Pagina:Grondwet voor het Koningrijk der Nederlanden (1887).pdf/23

Uit Wikisource
Deze pagina is gevalideerd

Wanneer de Eerste Kamer tot niet-aanneming van het voorstel besluit, geeft zij daarvan kennis aan den Koning en aan de Tweede Kamer, met de volgende formulieren :

„ Aan den Koning!

„ De Eerste Kamer der Staten-Generaal betuigt den Koning haren dank voor Zijnen ijver in het bevorderen van de belangen van den Staat en verzoekt Hem eerbiedig het gedane voorstel in nadere overweging te nemen.”

„ Aan de Tweede Kamer!

„ De Eerste Kamer der Staten-Generaal geeft aan de Tweede Kamer kennis, dat zij den Koning eerbiedig heeft verzocht het voorstel betrekkelijk ......., op den ...... aan haar door de Tweede Kamer toegezonden, in nadere overweging te nemen."

115. Zoolang de Eerste Kamer nog niet heeft beslist, blijft de Koning bevoegd het door Hem gedaan voorstel weder in te trekken.

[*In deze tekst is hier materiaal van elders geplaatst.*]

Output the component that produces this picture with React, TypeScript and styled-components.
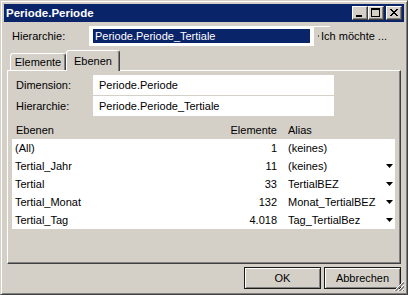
import styled, { createGlobalStyle } from 'styled-components';

const GlobalStyle = createGlobalStyle`
	html, body {
		margin: 0;
		padding: 0;
		background: #d4d0c8;
	}
	body {
		font-family: "Liberation Sans", Arial, sans-serif;
		font-size: 11px;
		color: #000;
	}
	* {
		box-sizing: border-box;
	}
`

const Window = styled.div`
	position: relative;
	width: 408px;
	height: 295px;
	display: flex;
	flex-direction: column;
	padding: 3px;
	background: #d4d0c8;
	border: 1px solid;
	border-color: #d4d0c8 #404040 #404040 #d4d0c8;
	box-shadow: inset 1px 1px #fff, inset -1px -1px #808080;
`
const TitleBar = styled.div`
	display: flex;
	align-items: center;
	height: 18px;
	padding: 0 2px 0 2px;
	background: #0a246a;
	color: #fff;
	font-weight: bold;
	font-size: 11.5px;
`
const Title = styled.div`
	flex: 1;
`
const CaptionButtons = styled.div`
	display: flex;
	align-items: center;
`
const CaptionButton = styled.div<{ gap?: number }>`
	width: 16px;
	height: 14px;
	margin-left: ${({ gap }) => gap ?? 0}px;
	display: flex;
	align-items: center;
	justify-content: center;
	background: #d4d0c8;
	border: 1px solid;
	border-color: #fff #404040 #404040 #fff;
	box-shadow: inset -1px -1px #808080;
`
const FieldRow = styled.div<{ top?: number }>`
	display: flex;
	align-items: center;
	height: 20px;
	margin-top: ${({ top }) => top ?? 0}px;
`
const Label = styled.div<{ indent: number }>`
	width: ${({ indent }) => indent + 81}px;
	padding-left: ${({ indent }) => indent + 4}px;
	flex-shrink: 0;
`
const SelectBox = styled.div`
	width: 225px;
	height: 20px;
	padding: 3px 4px;
	background: #fff;
`
const Selected = styled.div`
	height: 14px;
	line-height: 14px;
	padding-left: 2px;
	background: #0a246a;
	color: #fff;
`
const MenuLink = styled.div`
	position: relative;
	height: 20px;
	display: flex;
	align-items: center;
	padding-left: 7px;
	white-space: nowrap;
	&::before {
		content: '';
		position: absolute;
		left: 0;
		top: 0;
		width: 16px;
		height: 1px;
		background: #fff;
	}
	&::after {
		content: '';
		position: absolute;
		left: 4px;
		top: 9px;
		width: 1px;
		height: 2px;
		background: #606060;
	}
`
const TextBox = styled.div`
	width: 241px;
	height: 20px;
	line-height: 20px;
	padding-left: 6px;
	background: #fff;
`
const TabStrip = styled.div`
	display: flex;
	align-items: flex-end;
	height: 20px;
	margin-top: 4px;
	padding-left: 6px;
`
const Tab = styled.div<{ active?: boolean; w: number }>`
	position: relative;
	z-index: ${({ active }) => (active ? 1 : 0)};
	width: ${({ w }) => w}px;
	height: ${({ active }) => (active ? 21 : 17)}px;
	margin-bottom: ${({ active }) => (active ? -1 : 0)}px;
	display: flex;
	align-items: center;
	justify-content: center;
	padding-bottom: ${({ active }) => (active ? 1 : 0)}px;
	background: #d4d0c8;
	border: 1px solid;
	border-bottom: none;
	border-color: #fff #404040 transparent #fff;
	border-radius: 3px 3px 0 0;
	box-shadow: inset -1px 0 #808080;
`
const Panel = styled.div`
	height: 194px;
	margin: 0 3px;
	padding: 4px 5px 0 4px;
	border: 1px solid;
	border-color: #fff #404040 #404040 #fff;
	box-shadow: inset -1px -1px #808080;
	display: flex;
	flex-direction: column;
	gap: 1px;
`
const LevelsRow = styled.div<{ header?: boolean }>`
	display: grid;
	grid-template-columns: 1fr 66px 100px 12px;
	align-items: center;
	height: ${({ header }) => (header ? 21 : 18)}px;
	padding-top: ${({ header }) => (header ? 5 : 0)}px;
	white-space: nowrap;
`
const LevelsGrid = styled.div`
	background: #fff;
`
const NameCell = styled.div<{ header?: boolean }>`
	padding-left: ${({ header }) => (header ? 4 : 3)}px;
`
const CountCell = styled.div`
	text-align: right;
	padding-right: 6px;
`
const AliasCell = styled.div`
	padding-left: 5px;
`
const ArrowCell = styled.div`
	display: flex;
	justify-content: center;
	align-items: center;
`
const Footer = styled.div`
	display: flex;
	justify-content: flex-end;
	gap: 3px;
	margin-top: 3px;
	padding-right: 3px;
`
const Button = styled.div`
	width: 77px;
	height: 22px;
	display: flex;
	align-items: center;
	justify-content: center;
	background: #d4d0c8;
	border: 1px solid #1a1a1a;
	box-shadow: inset 1px 1px #fff, inset -1px -1px #808080;
`
const Grip = styled.svg`
	position: absolute;
	right: 2px;
	bottom: 2px;
`

type TLevel = {
	name: string;
	count: string;
	alias: string;
	dropdown: boolean;
}

const levels: TLevel[] = [
	{ name: '(All)', count: '1', alias: '(keines)', dropdown: false },
	{ name: 'Tertial_Jahr', count: '11', alias: '(keines)', dropdown: true },
	{ name: 'Tertial', count: '33', alias: 'TertialBEZ', dropdown: true },
	{ name: 'Tertial_Monat', count: '132', alias: 'Monat_TertialBEZ', dropdown: true },
	{ name: 'Tertial_Tag', count: '4.018', alias: 'Tag_TertialBez', dropdown: true },
];

const DownArrow = () => (
	<svg width="7" height="4" viewBox="0 0 7 4">
		<polygon points="0,0 7,0 3.5,4" fill="#000" />
	</svg>
);

const App = () => {
	return (
		<Window>
			<GlobalStyle />
			<TitleBar>
				<Title>Periode.Periode</Title>
				<CaptionButtons>
					<CaptionButton>
						<svg width="14" height="12" viewBox="0 0 14 12">
							<rect x="3" y="8" width="6" height="2" fill="#000" />
						</svg>
					</CaptionButton>
					<CaptionButton>
						<svg width="14" height="12" viewBox="0 0 14 12">
							<rect x="2.5" y="1.5" width="8" height="8" fill="none" stroke="#000" />
							<rect x="2" y="1" width="9" height="2" fill="#000" />
						</svg>
					</CaptionButton>
					<CaptionButton gap={2}>
						<svg width="14" height="12" viewBox="0 0 14 12">
							<path d="M3 2 L10 9 M4 2 L11 9 M10 2 L3 9 M11 2 L4 9" stroke="#000" strokeWidth="1" />
						</svg>
					</CaptionButton>
				</CaptionButtons>
			</TitleBar>

			<FieldRow top={4}>
				<Label indent={4}>Hierarchie:</Label>
				<SelectBox>
					<Selected>Periode.Periode_Tertiale</Selected>
				</SelectBox>
				<MenuLink>Ich möchte ...</MenuLink>
			</FieldRow>

			<TabStrip>
				<Tab w={56}>Elemente</Tab>
				<Tab w={54} active>Ebenen</Tab>
			</TabStrip>

			<Panel>
				<FieldRow>
					<Label indent={0}>Dimension:</Label>
					<TextBox>Periode.Periode</TextBox>
				</FieldRow>
				<FieldRow>
					<Label indent={0}>Hierarchie:</Label>
					<TextBox>Periode.Periode_Tertiale</TextBox>
				</FieldRow>
				<LevelsRow header>
					<NameCell header>Ebenen</NameCell>
					<CountCell>Elemente</CountCell>
					<AliasCell>Alias</AliasCell>
					<div />
				</LevelsRow>
				<LevelsGrid>
					{levels.map((level) => (
						<LevelsRow key={level.name}>
							<NameCell>{level.name}</NameCell>
							<CountCell>{level.count}</CountCell>
							<AliasCell>{level.alias}</AliasCell>
							<ArrowCell>{level.dropdown && <DownArrow />}</ArrowCell>
						</LevelsRow>
					))}
				</LevelsGrid>
			</Panel>

			<Footer>
				<Button>OK</Button>
				<Button>Abbrechen</Button>
			</Footer>

			<Grip width="12" height="12" viewBox="0 0 12 12">
				<path d="M11 1 L1 11 M11 5 L5 11 M11 9 L9 11" stroke="#fff" />
				<path d="M11 2 L2 11 M11 3 L3 11 M11 6 L6 11 M11 7 L7 11 M11 10 L10 11" stroke="#808080" />
			</Grip>
		</Window>
	);
}

export default App;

116. De Staten-Generaal hebben het regt voor stellen van wet aan den Koning te doen.

117. De voordragt daartoe behoort uitsluitend aan de Tweede Kamer, die het voorstel overweegt op gelijke wijze als zulks ten aanzien van 's Konings voorstellen is bepaald, en, na aanneming, aan de Eerste Kamer verzendt met het volgende formulier :

„ De Tweede Kamer der Staten- Generaal zendt aan de Eerste Kamer het hiernevens gaande voorstel, en is van oordeel, dat de Staten-Generaal daarop 's Konings bewilliging behooren te verzoeken.”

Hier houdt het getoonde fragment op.